Mr. Gates also spoke about one of his biggest bets: IPTV. Microsoft’s IPTV software is installed on set-top boxes from makers including Cisco, Scientific-Atlanta and Motorola as well as Microsoft’s own Xbox.

“The Internet’s like a lot of things,” Mr. Gates said. “The only sure winners are the consumers themselves.”

That might be true, but a few buyers were beginning to wonder when Microsoft might stop talking about the three- to five-year view and offer real details on how the company intends to move from third place. And the Summit-which unlike last year’s news-filled confab was short on news but high on concept-reinforced that thinking.

“They were focused so beyond the current state of search,” said Kevin Lee, chairman of Did-It Search Marketing. “To some extent you expect that, because they’re No. 3, but some of the foundation they were laying, if they can execute, could be pretty compelling.”

He was particularly intrigued by the ability to follow people across the Xbox, Live applications, MSN and mobile. When you search, he said, you have just a slice of the information-what that particular searcher was interested in at that moment of time.

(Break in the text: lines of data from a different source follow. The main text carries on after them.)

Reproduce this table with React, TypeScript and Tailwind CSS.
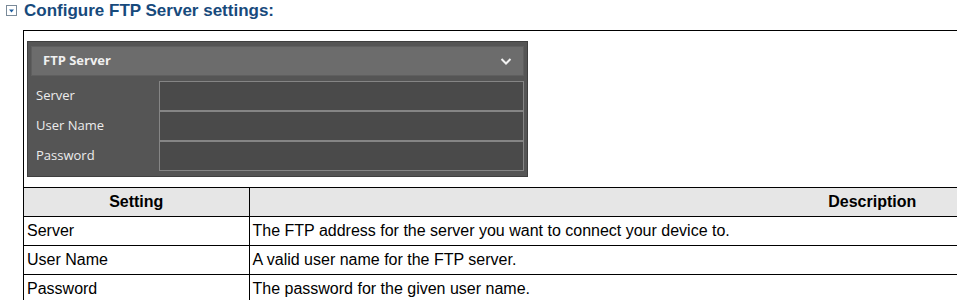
import React from 'react'

const rows = [
  { name: 'Server', desc: 'The FTP address for the server you want to connect your device to.' },
  { name: 'User Name', desc: 'A valid user name for the FTP server.' },
  { name: 'Password', desc: 'The password for the given user name.' },
]

function ToggleIcon() {
  return (
    <svg width="11" height="11" viewBox="0 0 11 11" className="shrink-0">
      <rect x="0.5" y="0.5" width="10" height="10" fill="#fff" stroke="#7a8a99" />
      <path d="M3 4.5 L8 4.5 L5.5 7.5 Z" fill="#1f5f9f" />
    </svg>
  )
}

function FtpPanel() {
  return (
    <div className="w-[501px] border border-[#3f3f3f] bg-[#555555] px-[3px] pb-[5px] pt-[4px] font-['Open_Sans','Noto_Sans',sans-serif]">
      <div className="flex h-[30px] items-center justify-between border border-[#5f5f5f] bg-[#6c6c6c] pl-[11px] pr-[11px]">
        <span className="text-[13px] font-bold text-[#f0f0f0]">FTP Server</span>
        <svg width="12" height="9" viewBox="0 0 12 9">
          <path d="M1.5 2 L6 6.5 L10.5 2" fill="none" stroke="#f2f2f2" strokeWidth="2" />
        </svg>
      </div>
      <div className="mt-[5px] flex flex-col">
        {rows.map((r) => (
          <div key={r.name} className="flex h-[30px] items-center">
            <span className="w-[128px] pl-[5px] text-[13px] text-[#ececec]">{r.name}</span>
            <div className="h-full flex-1 border border-[#858585] bg-[#4a4a4a]" />
          </div>
        ))}
      </div>
    </div>
  )
}

export default function App() {
  return (
    <div className="h-[300px] w-[957px] overflow-hidden bg-white font-['Liberation_Sans',Arial,sans-serif] text-black">
      {/* Heading */}
      <div className="flex h-[21px] items-center gap-[7px] pl-[6px]">
        <ToggleIcon />
        <h3 className="text-[17px] font-bold text-[#174a7c]">Configure FTP Server settings:</h3>
      </div>

      {/* Content box */}
      <div className="ml-[23px] mt-[9px] w-[1472px] border-l border-t border-black">
        <div className="pb-[10px] pl-[3px] pt-[10px]">
          <FtpPanel />
        </div>
        <table className="w-full border-collapse text-[16px]">
          <thead>
            <tr className="h-[29px] bg-[#e6e6e6]">
              <th className="w-[225px] border-y border-r border-black font-bold">Setting</th>
              <th className="border-y border-black font-bold">Description</th>
            </tr>
          </thead>
          <tbody>
            {rows.map((r) => (
              <tr key={r.name} className="h-[29px]">
                <td className="border-b border-r border-black pl-[3px]">{r.name}</td>
                <td className="border-b border-black pl-[3px]">{r.desc}</td>
              </tr>
            ))}
          </tbody>
        </table>
      </div>
    </div>
  )
}
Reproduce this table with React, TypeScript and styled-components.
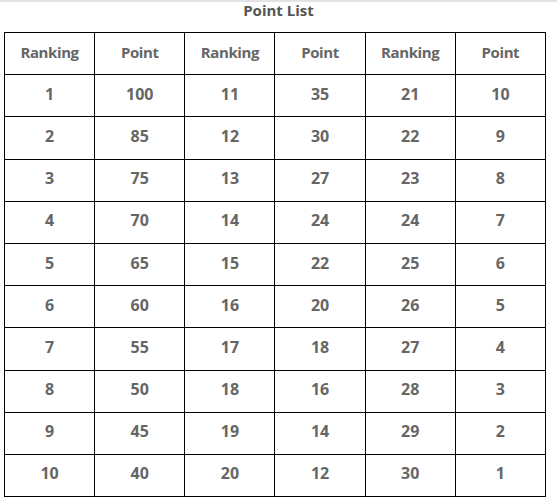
import styled, { createGlobalStyle } from "styled-components";

const GlobalStyle = createGlobalStyle`
  html, body {
    margin: 0;
    padding: 0;
    background: #fff;
  }
  body {
    font-family: "Open Sans", "Noto Sans", "Liberation Sans", sans-serif;
  }
`;

const Page = styled.div`
  width: 557px;
  height: 502px;
  border-top: 2px solid #e3e3e3;
  box-sizing: border-box;
`;

const Title = styled.h3`
  margin: 0;
  height: 30px;
  line-height: 16px;
  text-align: center;
  font-size: 15px;
  font-weight: 700;
  color: #555;
`;

const Table = styled.table`
  margin-left: 4px;
  width: 542px;
  border-collapse: collapse;
  table-layout: fixed;
`;

const Row = styled.tr`
  height: 42.2px;
`;

const Cell = styled.td<{ $head?: boolean }>`
  border: 1px solid #000;
  padding: 0 0 4px;
  text-align: center;
  vertical-align: middle;
  font-size: ${(p) => (p.$head ? "15px" : "16px")};
  font-weight: 700;
  letter-spacing: ${(p) => (p.$head ? "-0.4px" : "0")};
  color: #666;
`;

const headers = ["Ranking", "Point", "Ranking", "Point", "Ranking", "Point"];
const points = [100, 85, 75, 70, 65, 60, 55, 50, 45, 40, 35, 30, 27, 24, 22, 20, 18, 16, 14, 12, 10, 9, 8, 7, 6, 5, 4, 3, 2, 1];

export default function App() {
  const rows = Array.from({ length: 10 }, (_, i) => [
    i + 1, points[i],
    i + 11, points[i + 10],
    i + 21, points[i + 20],
  ]);

  return (
    <Page>
      <GlobalStyle />
      <Title>Point List</Title>
      <Table>
        <thead>
          <Row>
            {headers.map((h, i) => (
              <Cell as="th" $head key={i}>{h}</Cell>
            ))}
          </Row>
        </thead>
        <tbody>
          {rows.map((r, i) => (
            <Row key={i}>
              {r.map((v, j) => (
                <Cell key={j}>{v}</Cell>
              ))}
            </Row>
          ))}
        </tbody>
      </Table>
    </Page>
  );
}
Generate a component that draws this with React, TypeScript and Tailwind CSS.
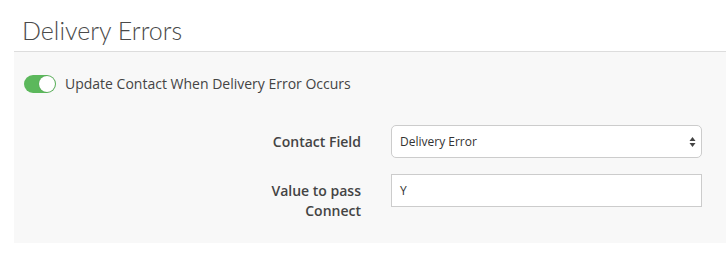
import React from "react";

export default function App() {
  return (
    <div className="w-[726px] h-[268px] bg-white" style={{ fontFamily: '"Open Sans", sans-serif' }}>
      <div className="pt-[14px] h-[52px] border-b border-[#dddddd] ml-[14px] pl-[8px]">
        <h2 className="text-[25px] leading-[32px] font-light text-[#4a4a4a]" style={{ fontFamily: 'Lato, sans-serif' }}>
          Delivery Errors
        </h2>
      </div>
      <div className="ml-[14px] bg-[#f8f8f8] h-[191px] pl-[10px] pt-[22px]">
        <div className="flex items-center gap-[9px]">
          <div className="w-[32px] h-[18px] rounded-full bg-[#5cb85c] relative">
            <div className="absolute right-[1px] top-[1px] w-[16px] h-[16px] rounded-full bg-white shadow-[0_0_1px_rgba(0,0,0,0.3)]" />
          </div>
          <span className="text-[14px] leading-[20px] text-[#444444]">Update Contact When Delivery Error Occurs</span>
        </div>
        <div className="mt-[31px] flex flex-col gap-[16px]">
          <div className="flex items-start">
            <label className="w-[337px] text-right font-semibold text-[14px] leading-[20px] text-[#444444] pt-[7px]">Contact Field</label>
            <div className="ml-[30px] w-[311px] h-[33px] border border-[#cccccc] rounded-[5px] bg-white flex items-center justify-between pl-[8px] pr-[5px]">
              <span className="text-[12px] text-[#333333]">Delivery Error</span>
              <svg width="7" height="12" viewBox="0 0 7 12">
                <path d="M3.5 1 L6.5 5 L0.5 5 Z" fill="#444" />
                <path d="M3.5 11 L6.5 7 L0.5 7 Z" fill="#444" />
              </svg>
            </div>
          </div>
          <div className="flex items-start">
            <label className="w-[337px] text-right font-semibold text-[14px] leading-[20px] text-[#444444] pt-[7px]">
              Value to pass<br />Connect
            </label>
            <div className="ml-[30px] w-[311px] h-[33px] border border-[#cccccc] bg-white flex items-center pl-[8px]">
              <span className="text-[12px] text-[#333333]">Y</span>
            </div>
          </div>
        </div>
      </div>
    </div>
  );
}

Some attendees privately critiqued the event’s programming, suggesting they might have liked to see more content applicable to marketers, rather than Howard Draft, who gave a pitch for his DraftFCB, complete with a demonstration of his wall of data, or the heavy emphasis on cause marketing. In the end, it was valuable for what these things tend to be: a gathering of minds that provides good networking opportunities.

The event closed with Yahoo CEO Terry Semel, an appearance that fueled last week’s speculation of a tie-up between Yahoo and Microsoft.

He called for the demise of digital bundling at the TV upfront, explaining that marketers will be looking for the best stuff online, not necessarily what comes bundled with a TV buy. “Wisdom will prevail,” he told the advertiser audience. “The people spending money and doing the buying will say, `Excuse me, I know what audience I’m looking for and you don’t have the statistics, data, reach and demo that I want and frankly you’re small.’ At end of day, it’s a temporary scenario.”